WHAT IS BEING ASKED: Reproduce the material below line by line, beginning with its first line and ending with the line that contains "import React from 'react';"; leave out pictures.

● ● ● ● ●

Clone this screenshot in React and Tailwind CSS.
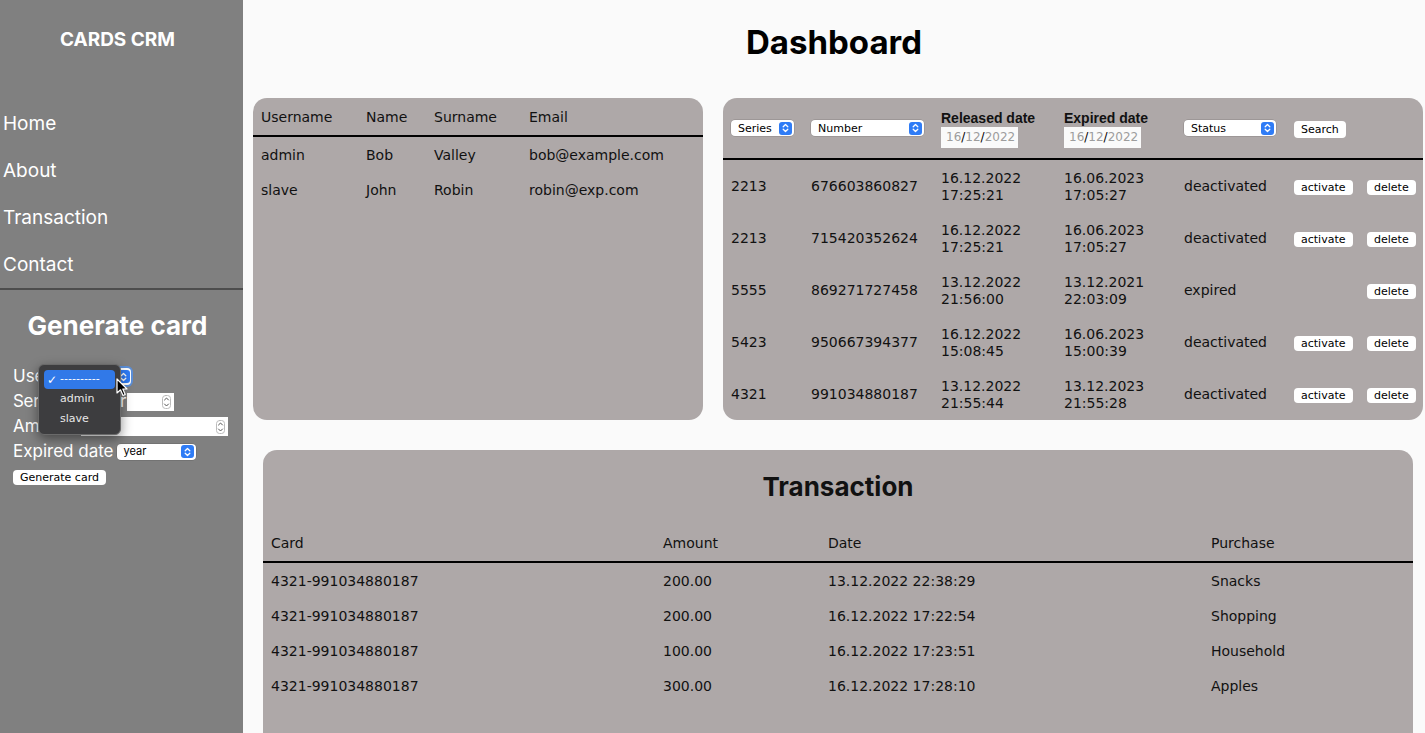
import React from 'react';

const cards = [
  ['2213', '676603860827', '16.12.2022', '17:25:21', '16.06.2023', '17:05:27', 'deactivated', true],
  ['2213', '715420352624', '16.12.2022', '17:25:21', '16.06.2023', '17:05:27', 'deactivated', true],
  ['5555', '869271727458', '13.12.2022', '21:56:00', '13.12.2021', '22:03:09', 'expired', false],
  ['5423', '950667394377', '16.12.2022', '15:08:45', '16.06.2023', '15:00:39', 'deactivated', true],
  ['4321', '991034880187', '13.12.2022', '21:55:44', '13.12.2023', '21:55:28', 'deactivated', true],
];

const users = [
  ['admin', 'Bob', 'Valley', 'bob@example.com'],
  ['slave', 'John', 'Robin', 'robin@exp.com'],
];

const transactions = [
  ['4321-991034880187', '200.00', '13.12.2022 22:38:29', 'Snacks'],
  ['4321-991034880187', '200.00', '16.12.2022 17:22:54', 'Shopping'],
  ['4321-991034880187', '100.00', '16.12.2022 17:23:51', 'Household'],
  ['4321-991034880187', '300.00', '16.12.2022 17:28:10', 'Apples'],
];

const SelArrow = () => (
  <span className="flex h-[13px] w-[13px] items-center justify-center rounded-[3px] bg-[#2f7cf6]">
    <svg width="7" height="10" viewBox="0 0 7 10" fill="none" stroke="white" strokeWidth="1.3" strokeLinecap="round" strokeLinejoin="round">
      <path d="M1.2 3.8 3.5 1.5 5.8 3.8M1.2 6.2 3.5 8.5 5.8 6.2" />
    </svg>
  </span>
);

const Spinner = () => (
  <svg width="9" height="14" viewBox="0 0 9 14" fill="none" stroke="#555" strokeWidth="1" strokeLinecap="round" strokeLinejoin="round">
    <rect x="0.5" y="0.5" width="8" height="13" rx="3" stroke="#bbb" />
    <path d="M2.5 5 4.5 3 6.5 5M2.5 9 4.5 11 6.5 9" />
  </svg>
);

function Select({ label, className = '' }) {
  return (
    <div
      className={`flex h-[16px] items-center justify-between rounded-[4px] bg-white pl-[7px] pr-[2px] text-[11px] leading-none text-black shadow-[0_0_0_0.5px_rgba(0,0,0,0.2)] ${className}`}
    >
      <span>{label}</span>
      <SelArrow />
    </div>
  );
}

const Btn = ({ children, className = '' }) => (
  <button className={`h-[15px] rounded-[4px] bg-white px-[7px] text-[11px] leading-none text-black ${className}`}>
    {children}
  </button>
);

const DateInput = () => (
  <div className="flex h-[21px] w-[77px] items-center bg-[#fafafa] pl-[5px] text-[12px] text-[#9d9d9d]">
    16<span className="text-black">/</span>12<span className="text-black">/</span>2022
  </div>
);

function Sidebar() {
  return (
    <aside className="relative w-[243px] shrink-0 bg-[#808080] font-['Inter',sans-serif] text-white">
      <div className="h-[100px] pr-[8px] pt-[28px] text-center text-[19px] font-bold leading-[24px]">CARDS CRM</div>
      <nav className="border-b-2 border-[#4d4d4d]">
        {['Home', 'About', 'Transaction', 'Contact'].map((t) => (
          <div key={t} className="flex h-[47px] items-center pl-[3px] pt-[1px] text-[19px]">
            {t}
          </div>
        ))}
      </nav>
      <h2 className="mt-[20px] pr-[8px] text-center text-[26px] font-bold leading-[32px]">Generate card</h2>
      <div className="relative mt-[22px] pl-[13px] text-[17px]">
        <div className="flex h-[25px] items-center gap-[8px]">
          <span>User</span>
          <div className="flex h-[17px] w-[72px] items-center justify-end rounded-[4px] bg-white pr-[1px] ring-2 ring-[#5b8fd9]">
            <SelArrow />
          </div>
        </div>
        <div className="flex h-[25px] items-center gap-[1px]">
          <span className="tracking-[-0.3px]">Series number</span>
          <div className="flex h-[18px] w-[47px] items-center justify-end bg-white pr-[3px]">
            <Spinner />
          </div>
        </div>
        <div className="flex h-[25px] items-center gap-[6px]">
          <span>Amount</span>
          <div className="flex h-[19px] w-[147px] items-center justify-end bg-white pr-[3px]">
            <Spinner />
          </div>
        </div>
        <div className="flex h-[25px] items-center gap-[3px]">
          <span>Expired date</span>
          <Select label="year" className="w-[79px]" />
        </div>
        <div className="mt-[6px] flex">
          <Btn className="px-[7px] font-['DejaVu_Sans',sans-serif]">Generate card</Btn>
        </div>

        {/* open native select menu */}
        <div className="absolute left-[38px] top-[0px] w-[83px] rounded-[6px] border border-[#6a6a6a] bg-[#3d3d3f] p-[5px] font-['DejaVu_Sans',sans-serif] text-[11px] shadow-[0_4px_12px_rgba(0,0,0,0.45)]">
          <div className="flex h-[19px] items-center gap-[3px] rounded-[4px] bg-[#3179e8] pl-[3px] text-white">
            <span className="text-[12px]">✓</span>
            <span>----------</span>
          </div>
          <div className="flex h-[20px] items-center pl-[16px] text-[#e8e8e8]">admin</div>
          <div className="flex h-[20px] items-center pl-[16px] text-[#e8e8e8]">slave</div>
        </div>
        <svg className="absolute left-[116px] top-[14px]" width="12" height="19" viewBox="0 0 12 19">
          <path d="M1 1 L1 15 L4.5 11.8 L7 17.5 L9.2 16.5 L6.8 11 L11 11 Z" fill="black" stroke="white" strokeWidth="1.2" strokeLinejoin="round" />
        </svg>
      </div>
    </aside>
  );
}

function UsersCard() {
  const cols = 'grid grid-cols-[105px_68px_95px_1fr] items-center px-[8px]';
  return (
    <div className="h-[322px] w-[450px] rounded-[14px] bg-[#aea8a8]">
      <div className={`${cols} h-[39px] border-b-2 border-black pt-[1px]`}>
        <span>Username</span>
        <span>Name</span>
        <span>Surname</span>
        <span>Email</span>
      </div>
      {users.map((u) => (
        <div key={u[0]} className={`${cols} h-[35px] pt-[2px]`}>
          {u.map((c, i) => (
            <span key={i}>{c}</span>
          ))}
        </div>
      ))}
    </div>
  );
}

function CardsCard() {
  const cols = 'grid grid-cols-[80px_130px_123px_120px_110px_73px_1fr] items-center px-[8px]';
  return (
    <div className="h-[322px] w-[700px] rounded-[14px] bg-[#aea8a8]">
      <div className={`${cols} h-[62px] border-b-2 border-black`}>
        <Select label="Series" className="w-[63px]" />
        <Select label="Number" className="w-[113px]" />
        <div className="flex flex-col">
          <span className="font-['Liberation_Sans',sans-serif] font-semibold leading-[18px]">Released date</span>
          <DateInput />
        </div>
        <div className="flex flex-col">
          <span className="font-['Liberation_Sans',sans-serif] font-semibold leading-[18px]">Expired date</span>
          <DateInput />
        </div>
        <Select label="Status" className="w-[92px]" />
        <div>
          <Btn className="h-[17px]">Search</Btn>
        </div>
        <span />
      </div>
      {cards.map((r, i) => (
        <div key={i} className={`${cols} h-[52px] pt-[1px]`}>
          <span>{r[0]}</span>
          <span>{r[1]}</span>
          <span className="leading-[17px]">
            {r[2]}
            <br />
            {r[3]}
          </span>
          <span className="leading-[17px]">
            {r[4]}
            <br />
            {r[5]}
          </span>
          <span>{r[6]}</span>
          <div>{r[7] ? <Btn>activate</Btn> : null}</div>
          <div>
            <Btn>delete</Btn>
          </div>
        </div>
      ))}
    </div>
  );
}

function TransactionCard() {
  const cols = 'grid grid-cols-[392px_165px_383px_1fr] items-center px-[8px]';
  return (
    <div className="ml-[20px] mt-[30px] h-[320px] w-[1150px] rounded-[14px] bg-[#aea8a8] pt-[21px]">
      <h2 className="text-center font-['Inter',sans-serif] text-[26px] font-bold leading-[32px]">Transaction</h2>
      <div className={`${cols} mt-[21px] h-[39px] border-b-2 border-black pt-[1px]`}>
        <span>Card</span>
        <span>Amount</span>
        <span>Date</span>
        <span>Purchase</span>
      </div>
      {transactions.map((t, i) => (
        <div key={i} className={`${cols} h-[35px] pt-[1px]`}>
          {t.map((c, j) => (
            <span key={j}>{c}</span>
          ))}
        </div>
      ))}
    </div>
  );
}

export default function App() {
  return (
    <div className="flex h-[733px] w-[1425px] overflow-hidden bg-[#fafafa] font-['DejaVu_Sans',sans-serif] text-[14px] text-[#111]">
      <Sidebar />
      <main className="flex-1">
        <h1 className="pt-[22px] text-center font-['Inter',sans-serif] text-[33px] font-bold leading-[40px] text-black">
          Dashboard
        </h1>
        <div className="mt-[36px] flex gap-[20px] pl-[10px]">
          <UsersCard />
          <CardsCard />
        </div>
        <TransactionCard />
      </main>
    </div>
  );
}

● ● ● ● ●

OUTPUT OF THE TASK:
Clone this screenshot in React and Tailwind CSS.
import React from 'react';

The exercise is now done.